# REQUEST:
Beginning with the first line, set down every line through the one containing "Check, Search, X", exactly as it appears, but not the pictures.
··········
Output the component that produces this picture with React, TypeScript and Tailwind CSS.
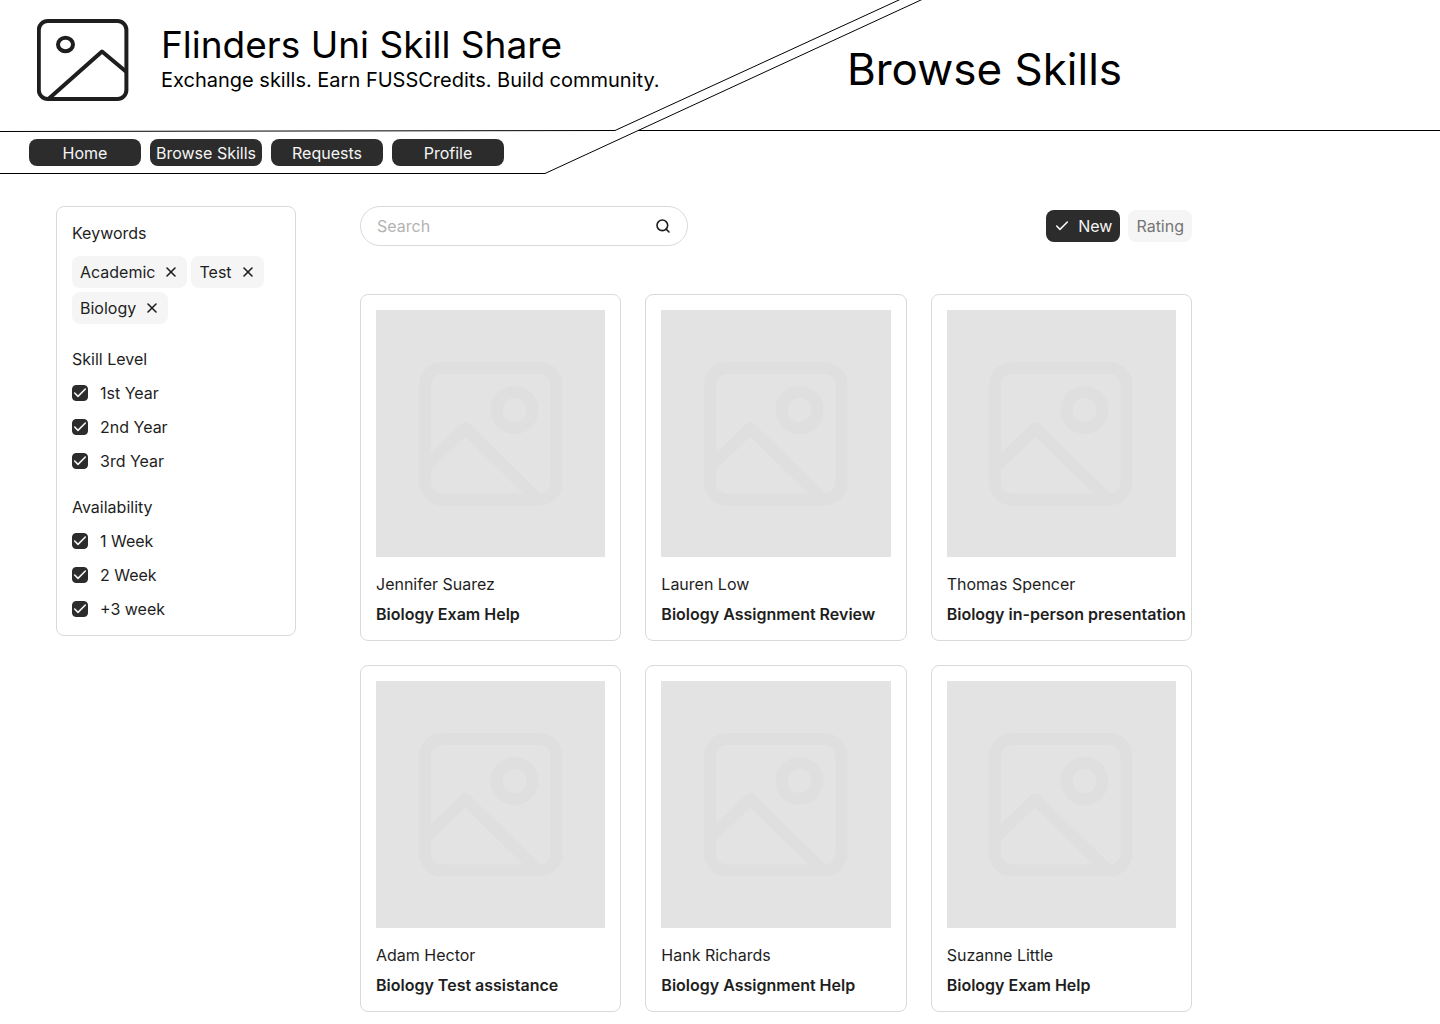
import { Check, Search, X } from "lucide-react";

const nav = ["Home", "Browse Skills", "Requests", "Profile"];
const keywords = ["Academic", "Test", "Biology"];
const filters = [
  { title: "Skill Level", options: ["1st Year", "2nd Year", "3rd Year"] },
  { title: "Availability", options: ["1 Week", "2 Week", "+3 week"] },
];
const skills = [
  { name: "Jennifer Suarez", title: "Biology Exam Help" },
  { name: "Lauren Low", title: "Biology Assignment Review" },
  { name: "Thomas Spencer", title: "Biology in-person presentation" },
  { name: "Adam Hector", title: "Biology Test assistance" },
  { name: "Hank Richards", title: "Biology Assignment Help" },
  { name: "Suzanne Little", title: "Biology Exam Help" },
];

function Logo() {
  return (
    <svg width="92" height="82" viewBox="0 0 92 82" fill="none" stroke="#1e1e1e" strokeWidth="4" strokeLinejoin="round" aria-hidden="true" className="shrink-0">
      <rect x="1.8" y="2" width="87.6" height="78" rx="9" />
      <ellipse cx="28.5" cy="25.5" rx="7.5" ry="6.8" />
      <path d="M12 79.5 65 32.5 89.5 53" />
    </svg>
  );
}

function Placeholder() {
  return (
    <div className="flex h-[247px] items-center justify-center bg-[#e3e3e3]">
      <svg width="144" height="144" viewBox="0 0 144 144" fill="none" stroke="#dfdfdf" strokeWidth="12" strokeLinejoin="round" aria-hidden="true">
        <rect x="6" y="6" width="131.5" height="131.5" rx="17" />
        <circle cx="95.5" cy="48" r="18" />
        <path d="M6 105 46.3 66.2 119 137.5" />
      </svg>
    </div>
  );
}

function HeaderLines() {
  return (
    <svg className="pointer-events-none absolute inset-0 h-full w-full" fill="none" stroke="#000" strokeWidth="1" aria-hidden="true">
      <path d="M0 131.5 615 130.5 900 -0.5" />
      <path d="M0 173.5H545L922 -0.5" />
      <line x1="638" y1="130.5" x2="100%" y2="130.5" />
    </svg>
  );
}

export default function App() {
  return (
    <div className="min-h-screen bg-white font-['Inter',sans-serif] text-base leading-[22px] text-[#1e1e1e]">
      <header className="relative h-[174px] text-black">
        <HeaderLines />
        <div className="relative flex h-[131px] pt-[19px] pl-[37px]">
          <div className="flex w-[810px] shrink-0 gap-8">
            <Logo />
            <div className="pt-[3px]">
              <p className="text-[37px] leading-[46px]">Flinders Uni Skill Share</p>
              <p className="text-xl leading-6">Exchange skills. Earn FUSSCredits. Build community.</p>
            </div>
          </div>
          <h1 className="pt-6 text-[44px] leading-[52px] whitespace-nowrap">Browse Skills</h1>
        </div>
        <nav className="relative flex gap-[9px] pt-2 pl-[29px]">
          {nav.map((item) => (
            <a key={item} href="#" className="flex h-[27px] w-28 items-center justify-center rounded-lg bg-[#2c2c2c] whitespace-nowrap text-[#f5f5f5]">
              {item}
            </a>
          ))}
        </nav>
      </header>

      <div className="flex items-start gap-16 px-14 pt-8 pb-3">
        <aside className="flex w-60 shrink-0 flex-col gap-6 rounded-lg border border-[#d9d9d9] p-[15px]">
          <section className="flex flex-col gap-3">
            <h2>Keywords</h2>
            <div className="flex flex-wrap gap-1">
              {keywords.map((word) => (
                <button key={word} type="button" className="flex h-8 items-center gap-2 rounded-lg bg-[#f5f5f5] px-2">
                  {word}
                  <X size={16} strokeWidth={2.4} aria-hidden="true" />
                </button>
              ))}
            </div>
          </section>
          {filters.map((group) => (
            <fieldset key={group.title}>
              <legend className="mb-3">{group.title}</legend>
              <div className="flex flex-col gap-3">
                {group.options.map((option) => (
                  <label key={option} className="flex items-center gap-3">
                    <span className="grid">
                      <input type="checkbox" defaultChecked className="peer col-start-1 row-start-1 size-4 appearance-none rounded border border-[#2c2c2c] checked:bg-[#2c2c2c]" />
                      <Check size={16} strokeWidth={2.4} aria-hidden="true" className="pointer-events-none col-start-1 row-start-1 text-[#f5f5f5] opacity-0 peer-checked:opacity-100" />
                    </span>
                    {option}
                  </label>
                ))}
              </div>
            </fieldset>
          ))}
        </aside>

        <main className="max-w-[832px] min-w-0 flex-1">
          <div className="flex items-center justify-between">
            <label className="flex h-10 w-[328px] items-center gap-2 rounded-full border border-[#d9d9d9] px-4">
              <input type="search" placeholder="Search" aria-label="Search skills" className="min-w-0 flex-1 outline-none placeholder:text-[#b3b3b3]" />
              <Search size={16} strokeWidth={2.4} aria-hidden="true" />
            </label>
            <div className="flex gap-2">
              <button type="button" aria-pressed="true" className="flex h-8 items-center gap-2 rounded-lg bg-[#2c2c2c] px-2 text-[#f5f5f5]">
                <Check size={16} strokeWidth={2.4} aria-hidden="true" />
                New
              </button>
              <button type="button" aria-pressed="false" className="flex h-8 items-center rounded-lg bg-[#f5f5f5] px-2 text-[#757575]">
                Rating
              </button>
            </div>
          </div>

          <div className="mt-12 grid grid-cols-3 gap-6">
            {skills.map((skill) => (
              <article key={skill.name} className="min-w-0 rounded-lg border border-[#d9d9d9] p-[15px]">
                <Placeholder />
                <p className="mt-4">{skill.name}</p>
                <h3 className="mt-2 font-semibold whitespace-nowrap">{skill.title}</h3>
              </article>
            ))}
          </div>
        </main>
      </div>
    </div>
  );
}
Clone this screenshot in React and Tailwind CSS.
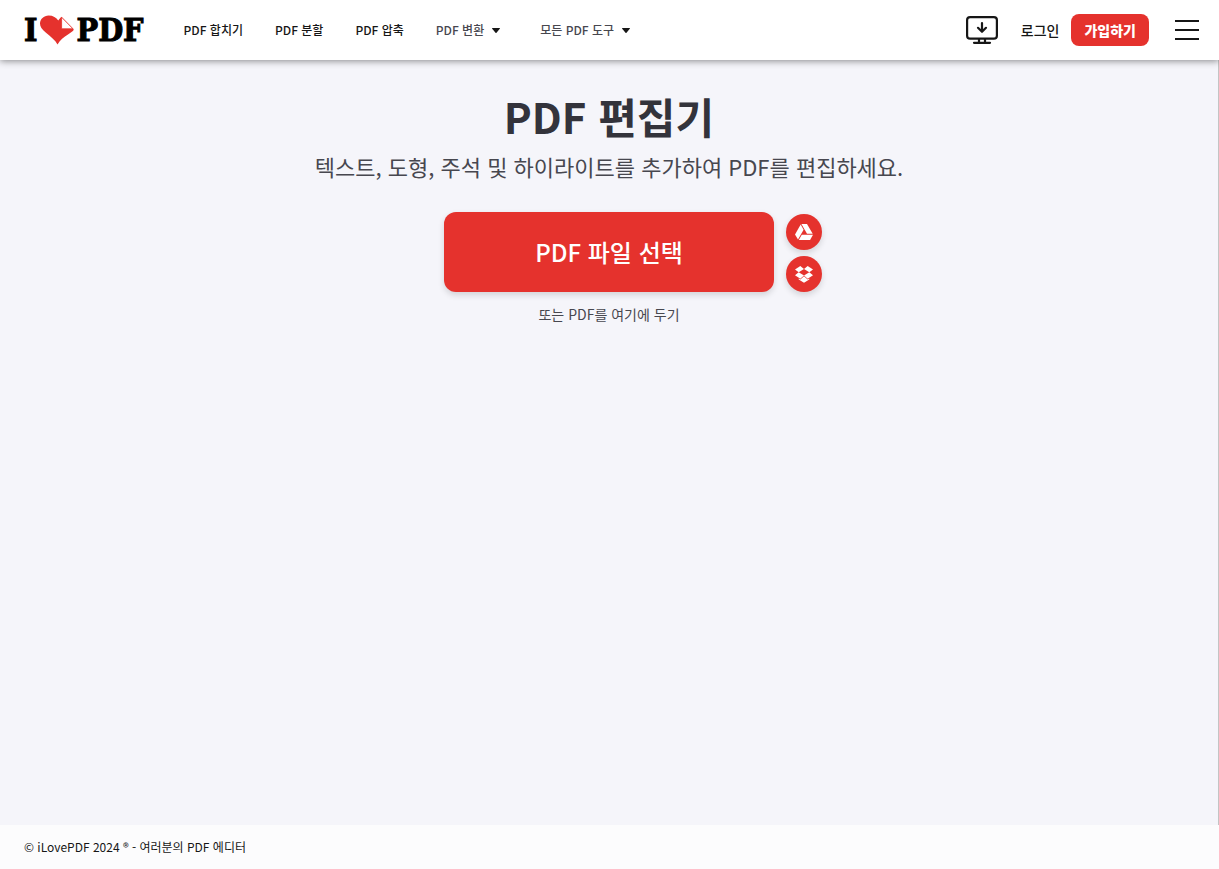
··········
# FULL OUTPUT:
Output the component that produces this picture with React, TypeScript and Tailwind CSS.
import { Check, Search, X } from "lucide-react";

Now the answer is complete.